_Given information_

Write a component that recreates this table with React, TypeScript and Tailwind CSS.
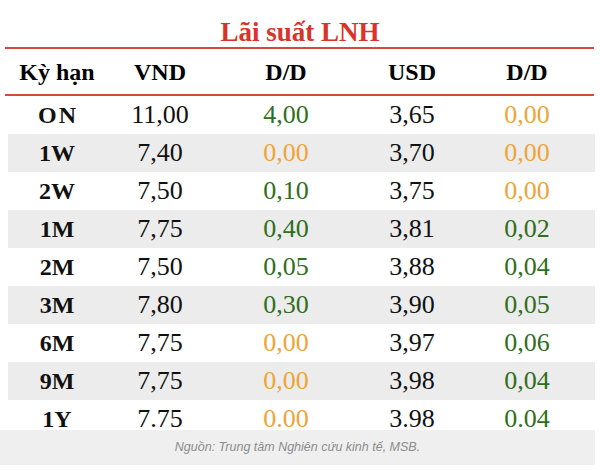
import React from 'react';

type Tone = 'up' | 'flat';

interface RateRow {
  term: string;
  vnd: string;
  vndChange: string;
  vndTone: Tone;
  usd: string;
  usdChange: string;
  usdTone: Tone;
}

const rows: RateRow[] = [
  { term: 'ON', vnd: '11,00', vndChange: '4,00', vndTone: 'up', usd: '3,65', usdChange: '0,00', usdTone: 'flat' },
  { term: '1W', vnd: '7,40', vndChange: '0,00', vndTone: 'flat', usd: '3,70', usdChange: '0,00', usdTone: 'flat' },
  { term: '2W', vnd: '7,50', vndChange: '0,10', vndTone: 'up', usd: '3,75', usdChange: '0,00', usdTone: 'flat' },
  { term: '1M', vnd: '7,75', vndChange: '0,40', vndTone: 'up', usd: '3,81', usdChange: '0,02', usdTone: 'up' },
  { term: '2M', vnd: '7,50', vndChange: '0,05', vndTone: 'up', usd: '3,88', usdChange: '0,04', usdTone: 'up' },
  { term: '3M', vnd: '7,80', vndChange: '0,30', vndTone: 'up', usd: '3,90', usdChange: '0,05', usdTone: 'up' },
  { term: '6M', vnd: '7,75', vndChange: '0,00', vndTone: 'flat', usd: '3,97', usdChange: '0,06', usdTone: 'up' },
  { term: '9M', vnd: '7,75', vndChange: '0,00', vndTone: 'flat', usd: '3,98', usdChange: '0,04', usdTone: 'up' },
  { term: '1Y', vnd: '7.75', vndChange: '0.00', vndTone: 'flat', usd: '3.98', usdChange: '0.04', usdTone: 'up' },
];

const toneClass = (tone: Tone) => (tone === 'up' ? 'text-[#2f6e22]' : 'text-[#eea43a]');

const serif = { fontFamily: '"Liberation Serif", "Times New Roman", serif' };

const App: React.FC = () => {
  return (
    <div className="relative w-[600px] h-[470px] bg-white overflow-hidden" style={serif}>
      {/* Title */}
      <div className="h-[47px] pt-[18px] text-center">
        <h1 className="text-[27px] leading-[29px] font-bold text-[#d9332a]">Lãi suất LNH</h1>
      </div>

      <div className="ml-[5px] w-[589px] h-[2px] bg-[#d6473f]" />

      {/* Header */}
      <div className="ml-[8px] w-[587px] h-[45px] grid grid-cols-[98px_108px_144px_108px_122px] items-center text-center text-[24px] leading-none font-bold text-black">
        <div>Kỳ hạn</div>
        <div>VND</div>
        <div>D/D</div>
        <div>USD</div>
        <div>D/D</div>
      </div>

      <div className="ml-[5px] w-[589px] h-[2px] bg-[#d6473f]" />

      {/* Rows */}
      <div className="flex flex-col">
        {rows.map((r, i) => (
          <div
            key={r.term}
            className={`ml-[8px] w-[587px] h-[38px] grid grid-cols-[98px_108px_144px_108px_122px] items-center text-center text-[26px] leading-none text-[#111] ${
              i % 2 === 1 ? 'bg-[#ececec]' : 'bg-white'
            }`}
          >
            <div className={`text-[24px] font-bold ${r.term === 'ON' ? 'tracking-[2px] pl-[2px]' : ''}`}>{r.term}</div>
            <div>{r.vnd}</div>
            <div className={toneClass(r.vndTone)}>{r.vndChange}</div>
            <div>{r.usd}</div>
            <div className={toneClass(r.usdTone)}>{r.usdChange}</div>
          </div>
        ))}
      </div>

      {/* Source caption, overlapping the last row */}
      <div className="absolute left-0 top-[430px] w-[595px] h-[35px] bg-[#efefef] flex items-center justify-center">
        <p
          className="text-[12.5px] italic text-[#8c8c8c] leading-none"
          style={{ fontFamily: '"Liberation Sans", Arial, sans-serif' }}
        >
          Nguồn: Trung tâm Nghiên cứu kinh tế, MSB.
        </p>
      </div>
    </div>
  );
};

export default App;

_Brief_
Print the full listing exactly, dropping the pictures.

_Answer below_
Write a component that recreates this table with React, TypeScript and Tailwind CSS.
import React from 'react';

type Tone = 'up' | 'flat';

interface RateRow {
  term: string;
  vnd: string;
  vndChange: string;
  vndTone: Tone;
  usd: string;
  usdChange: string;
  usdTone: Tone;
}

const rows: RateRow[] = [
  { term: 'ON', vnd: '11,00', vndChange: '4,00', vndTone: 'up', usd: '3,65', usdChange: '0,00', usdTone: 'flat' },
  { term: '1W', vnd: '7,40', vndChange: '0,00', vndTone: 'flat', usd: '3,70', usdChange: '0,00', usdTone: 'flat' },
  { term: '2W', vnd: '7,50', vndChange: '0,10', vndTone: 'up', usd: '3,75', usdChange: '0,00', usdTone: 'flat' },
  { term: '1M', vnd: '7,75', vndChange: '0,40', vndTone: 'up', usd: '3,81', usdChange: '0,02', usdTone: 'up' },
  { term: '2M', vnd: '7,50', vndChange: '0,05', vndTone: 'up', usd: '3,88', usdChange: '0,04', usdTone: 'up' },
  { term: '3M', vnd: '7,80', vndChange: '0,30', vndTone: 'up', usd: '3,90', usdChange: '0,05', usdTone: 'up' },
  { term: '6M', vnd: '7,75', vndChange: '0,00', vndTone: 'flat', usd: '3,97', usdChange: '0,06', usdTone: 'up' },
  { term: '9M', vnd: '7,75', vndChange: '0,00', vndTone: 'flat', usd: '3,98', usdChange: '0,04', usdTone: 'up' },
  { term: '1Y', vnd: '7.75', vndChange: '0.00', vndTone: 'flat', usd: '3.98', usdChange: '0.04', usdTone: 'up' },
];

const toneClass = (tone: Tone) => (tone === 'up' ? 'text-[#2f6e22]' : 'text-[#eea43a]');

const serif = { fontFamily: '"Liberation Serif", "Times New Roman", serif' };

const App: React.FC = () => {
  return (
    <div className="relative w-[600px] h-[470px] bg-white overflow-hidden" style={serif}>
      {/* Title */}
      <div className="h-[47px] pt-[18px] text-center">
        <h1 className="text-[27px] leading-[29px] font-bold text-[#d9332a]">Lãi suất LNH</h1>
      </div>

      <div className="ml-[5px] w-[589px] h-[2px] bg-[#d6473f]" />

      {/* Header */}
      <div className="ml-[8px] w-[587px] h-[45px] grid grid-cols-[98px_108px_144px_108px_122px] items-center text-center text-[24px] leading-none font-bold text-black">
        <div>Kỳ hạn</div>
        <div>VND</div>
        <div>D/D</div>
        <div>USD</div>
        <div>D/D</div>
      </div>

      <div className="ml-[5px] w-[589px] h-[2px] bg-[#d6473f]" />

      {/* Rows */}
      <div className="flex flex-col">
        {rows.map((r, i) => (
          <div
            key={r.term}
            className={`ml-[8px] w-[587px] h-[38px] grid grid-cols-[98px_108px_144px_108px_122px] items-center text-center text-[26px] leading-none text-[#111] ${
              i % 2 === 1 ? 'bg-[#ececec]' : 'bg-white'
            }`}
          >
            <div className={`text-[24px] font-bold ${r.term === 'ON' ? 'tracking-[2px] pl-[2px]' : ''}`}>{r.term}</div>
            <div>{r.vnd}</div>
            <div className={toneClass(r.vndTone)}>{r.vndChange}</div>
            <div>{r.usd}</div>
            <div className={toneClass(r.usdTone)}>{r.usdChange}</div>
          </div>
        ))}
      </div>

      {/* Source caption, overlapping the last row */}
      <div className="absolute left-0 top-[430px] w-[595px] h-[35px] bg-[#efefef] flex items-center justify-center">
        <p
          className="text-[12.5px] italic text-[#8c8c8c] leading-none"
          style={{ fontFamily: '"Liberation Sans", Arial, sans-serif' }}
        >
          Nguồn: Trung tâm Nghiên cứu kinh tế, MSB.
        </p>
      </div>
    </div>
  );
};

export default App;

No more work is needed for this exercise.